Khieu Samphan described the 1976 Constitution as "not the result of any research on foreign documents, nor...the fruit of any research by scholars. In fact the people — workers, peasants, and Revolutionary Army — wrote the Constitution with their own hands." It was a brief document of sixteen chapters and twenty-one articles that defined the character of the state; the goals of economic, social and cultural policies; and the basic tenets of foreign policy. The "rights and duties of the individual" were briefly defined in Article 12. They included none of what are commonly regarded as guarantees of political human rights except the statement that "men and women are equal in every respect." The document declared, however, that "all workers" and "all peasants" were "masters" of their factories and fields. An assertion that "there is absolutely no unemployment in Democratic Kampuchea" rings true in light of the regime's massive use of forced labor. *

The Constitution defined Democratic Kampuchea's foreign policy principles in Article 21, the document's longest, in terms of "independence, peace, neutrality, and nonalignment." It pledged the country's support to anti-imperialist struggles in the Third World. In light of the regime's aggressive attacks against Vietnamese, Thai, and Lao territory during 1977 and 1978, the promise to "maintain close and friendly relations with all countries sharing a common border" bore little resemblance to reality. *

Khmer Rouge Government

Governmental institutions were outlined very briefly in the Constitution. The legislature, the Kampuchean People's Representative Assembly (KPRA), contained 250 members "representing workers, peasants, and other working people and the Kampuchean Revolutionary army." One hundred and fifty KPRA seats were allocated for peasant representatives; fifty, for the armed forces; and fifty, for worker and other representatives.

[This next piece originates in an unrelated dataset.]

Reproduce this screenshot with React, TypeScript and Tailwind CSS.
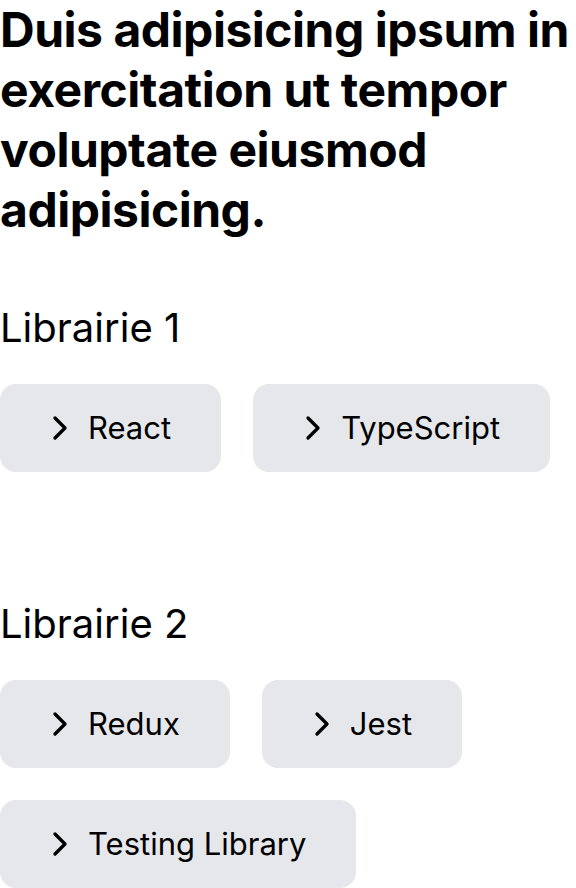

The legislature was to be popularly elected for a five-year term. Its first and only election was held on March 20, 1976. "New people" apparently were not allowed to participate. [Source: Library of Congress, December 1987 *]

The executive branch of government also was chosen by the KPRA. It consisted of a state presidium "responsible for representing the state of Democratic Kampuchea inside and outside the country." It served for a five-year term, and its president was head of state. Khieu Samphan was the first and only person to serve in this office, which he assumed after Sihanouk's resignation. The judicial system was composed of "people's courts," the judges for which were appointed by the KPRA, as was the executive branch. *

The Constitution did not mention regional or local government institutions. After assuming power, the Khmer Rouge abolished the old provinces (khet) and replaced them with seven zones; the Northern Zone, Northeastern Zone, Northwestern Zone, Central Zone, Eastern Zone, Western Zone, and Southwestern Zone. There were also two other regional-level units: the Kracheh Special Region Number 505 and, until 1977, the Siemreab Special Region Number 106. The zones were divided into damban (regions) that were given numbers. Number One, appropriately, encompassed the Samlot region of the Northwestern Zone (including Batdambang Province), where the insurrection against Sihanouk had erupted in early 1967. With this exception, the damban appear to have been numbered arbitrarily. *

The damban were divided into srok (districts), khum (subdistricts), and phum (villages), the latter usually containing several hundred people. This pattern was roughly similar to that which existed under Sihanouk and the Khmer Republic, but inhabitants of the villages were organized into krom (groups) composed of ten to fifteen families. On each level, administration was directed by a three-person committee (kanak, or kena). KCP members occupied committee posts at the higher levels. Subdistrict and village committees were often staffed by local poor peasants, and, very rarely, by "new people." Cooperatives (sahakor), similar in jurisdictional area to the khum, assumed local government responsibilities in some areas. [Source: Library of Congress, December 1987]

Pol Pot in Power

Pol Pot didn't acknowledge publicly that he was the leader of Cambodia until 1977, when he gave a rambling five hour speech and used the name Pol Pot for the first time. He ruled Cambodia with the help of an inner circle of comrades and aides, most of whom who had been with him since he was in France or was a schoolteacher. Most of what the public knew of him came in the form of turgid public statements.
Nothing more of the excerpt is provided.